While many analysts appear dubious that RIM’s formidable, productivity-oriented BlackBerry franchise is in imminent danger of being supplanted by the entertainment-oriented, QWERTY-less iPhone, Apple’s news last week was swiftly followed by cautionary remarks from financial analysts on Nokia’s high-end market position.
Both Mark McKechnie, analyst at American Technology Research, and Ittai Kidron, analyst at Oppenheimer, said last week that Nokia faced pressure from Apple and RIM at the high-end of its portfolio, while Chinese vendors pressured the Finnish company at the low-end.
“While Nokia is working on solutions to address these concerns longer term, we believe that in the near and intermediate time frame [average selling prices] and margins could see growing pressures,” Kidron wrote in a note to investors.
“Nokia will face increasing competition from new 3G smartphone introductions in the second half of 2008 and early 2009,” McKechnie wrote.
Matt Thornton, analyst at Avian Securities L.L.C., was upbeat after a Nokia management meeting in New York last week, however, and said that Nokia executives appeared confident in the company’s ability to roll out new products on time in the second half of this year. That includes a touchscreen effort viewed, in part, as a response to the iPhone.
Kuittinen said that Nokia indeed is under the microscope in large-display, touchscreen technology.

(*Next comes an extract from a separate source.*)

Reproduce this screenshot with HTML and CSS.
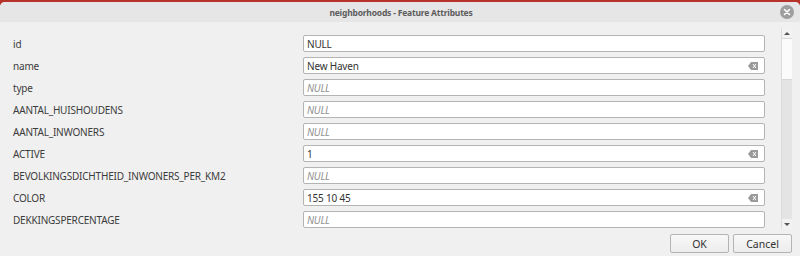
FILE: index.html
```html
<!DOCTYPE html>
<html>
<head>
<meta charset="utf-8">
<link rel="stylesheet" href="styles.css">
</head>
<body>
<div class="window">
  <div class="titlebar">
    <span class="title">neighborhoods - Feature Attributes</span>
    <span class="close">
      <svg width="14" height="14" viewBox="0 0 14 14"><circle cx="7" cy="7" r="7" fill="#9e9e9e"/><path d="M4.5 4.5 L9.5 9.5 M9.5 4.5 L4.5 9.5" stroke="#fff" stroke-width="1.6" stroke-linecap="round"/></svg>
    </span>
  </div>
  <div class="content">
    <div class="form">
      <div class="label">id</div>
      <div class="field"><span class="val">NULL</span></div>
      <div class="label">name</div>
      <div class="field"><span class="val">New Haven</span><span class="clear"><svg width="10" height="8" viewBox="0 0 10 8"><path d="M3 0 H10 V8 H3 L0 4 Z" fill="#9a9a9a"/><path d="M5 2 L8 6 M8 2 L5 6" stroke="#fff" stroke-width="1"/></svg></span></div>
      <div class="label">type</div>
      <div class="field"><span class="null">NULL</span></div>
      <div class="label">AANTAL_HUISHOUDENS</div>
      <div class="field"><span class="null">NULL</span></div>
      <div class="label">AANTAL_INWONERS</div>
      <div class="field"><span class="null">NULL</span></div>
      <div class="label">ACTIVE</div>
      <div class="field"><span class="val">1</span><span class="clear"><svg width="10" height="8" viewBox="0 0 10 8"><path d="M3 0 H10 V8 H3 L0 4 Z" fill="#9a9a9a"/><path d="M5 2 L8 6 M8 2 L5 6" stroke="#fff" stroke-width="1"/></svg></span></div>
      <div class="label">BEVOLKINGSDICHTHEID_INWONERS_PER_KM2</div>
      <div class="field"><span class="null">NULL</span></div>
      <div class="label">COLOR</div>
      <div class="field"><span class="val">155 10 45</span><span class="clear"><svg width="10" height="8" viewBox="0 0 10 8"><path d="M3 0 H10 V8 H3 L0 4 Z" fill="#9a9a9a"/><path d="M5 2 L8 6 M8 2 L5 6" stroke="#fff" stroke-width="1"/></svg></span></div>
      <div class="label">DEKKINGSPERCENTAGE</div>
      <div class="field"><span class="null">NULL</span></div>
    </div>
    <div class="scrollbar">
      <div class="arrow up"></div>
      <div class="thumb"></div>
      <div class="track"></div>
      <div class="arrow down"></div>
    </div>
  </div>
  <div class="footer">
    <button class="btn ok">OK</button>
    <button class="btn cancel">Cancel</button>
  </div>
</div>
</body>
</html>
```
FILE: styles.css
```css
html, body {
  margin: 0;
  padding: 0;
}
body {
  width: 800px;
  height: 256px;
  background: #b8322c;
  overflow: hidden;
  font-family: "Noto Sans", sans-serif;
}
.window {
  margin-top: 2px;
  height: 254px;
  background: #f0f0f0;
  border-radius: 5px 5px 0 0;
  display: flex;
  flex-direction: column;
}
.titlebar {
  height: 20px;
  background: #e6e6e6;
  border-radius: 5px 5px 0 0;
  display: flex;
  align-items: center;
  justify-content: center;
  position: relative;
}
.title {
  font-size: 8.5px;
  font-weight: bold;
  color: #5c5c5c;
  letter-spacing: -0.2px;
  margin-left: 2px;
}
.close {
  position: absolute;
  right: 6px;
  top: 3px;
  width: 14px;
  height: 14px;
  display: flex;
}
.content {
  display: flex;
  height: 201px;
  margin-top: 6px;
}
.form {
  flex: 1;
  display: grid;
  grid-template-columns: 290px 462px;
  grid-auto-rows: 17px;
  row-gap: 5px;
  padding: 7px 0 0 13px;
  align-content: start;
}
.label {
  font-size: 10px;
  letter-spacing: -0.2px;
  color: #3c3c3c;
  display: flex;
  align-items: center;
  line-height: 17px;
  padding-top: 1px;
}
.field {
  box-sizing: border-box;
  height: 17px;
  background: #fff;
  border: 1px solid #b4b4b4;
  border-radius: 2px;
  display: flex;
  align-items: center;
  justify-content: space-between;
  padding: 0 5px 0 3px;
  font-size: 10px;
  letter-spacing: -0.2px;
}
.val {
  color: #333;
}
.null {
  color: #909090;
  font-style: italic;
}
.clear {
  display: flex;
  margin-right: 1px;
}
.scrollbar {
  width: 10px;
  margin-right: 8px;
  display: flex;
  flex-direction: column;
  border-left: 1px solid #dcdcdc;
  background: #f2f2f2;
}
.arrow {
  height: 10px;
  display: flex;
  align-items: center;
  justify-content: center;
}
.arrow::after {
  content: "";
  width: 0;
  height: 0;
  border-left: 3px solid transparent;
  border-right: 3px solid transparent;
}
.up::after {
  border-bottom: 3px solid #555;
}
.down::after {
  border-top: 3px solid #555;
}
.thumb {
  height: 40px;
  background: #fbfbfb;
  border-top: 1px solid #d8d8d8;
  border-bottom: 1px solid #d8d8d8;
}
.track {
  flex: 1;
  background: #e4e4e4;
}
.footer {
  display: flex;
  justify-content: flex-end;
  gap: 4px;
  padding: 5px 8px 0 0;
}
.btn {
  box-sizing: border-box;
  height: 19px;
  border: 1px solid #b4b4b4;
  border-radius: 2px;
  background: linear-gradient(#f8f8f8, #ececec);
  font-family: "Noto Sans", sans-serif;
  font-size: 10.5px;
  color: #333;
  padding: 0;
}
.ok { width: 59px; }
.cancel { width: 59px; }
```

“This is Apple’s moment to undermine Nokia, which doesn’t have a big-display product yet,” Kuittinen said. “Much may depend on whether Nokia can lock in large-display component supplies. Apple, Samsung and LG may be mopping up the supply.”
“Apple has gotten its second-generation out before Nokia’s first generation, and it’s rare for Nokia to be behind like that,” Kuittinen added. “Network operators are pushing some version of large-display devices now that there’s clear evidence that large displays boost browsing traffic and application downloads. And consumer interest is shifting in that direction.”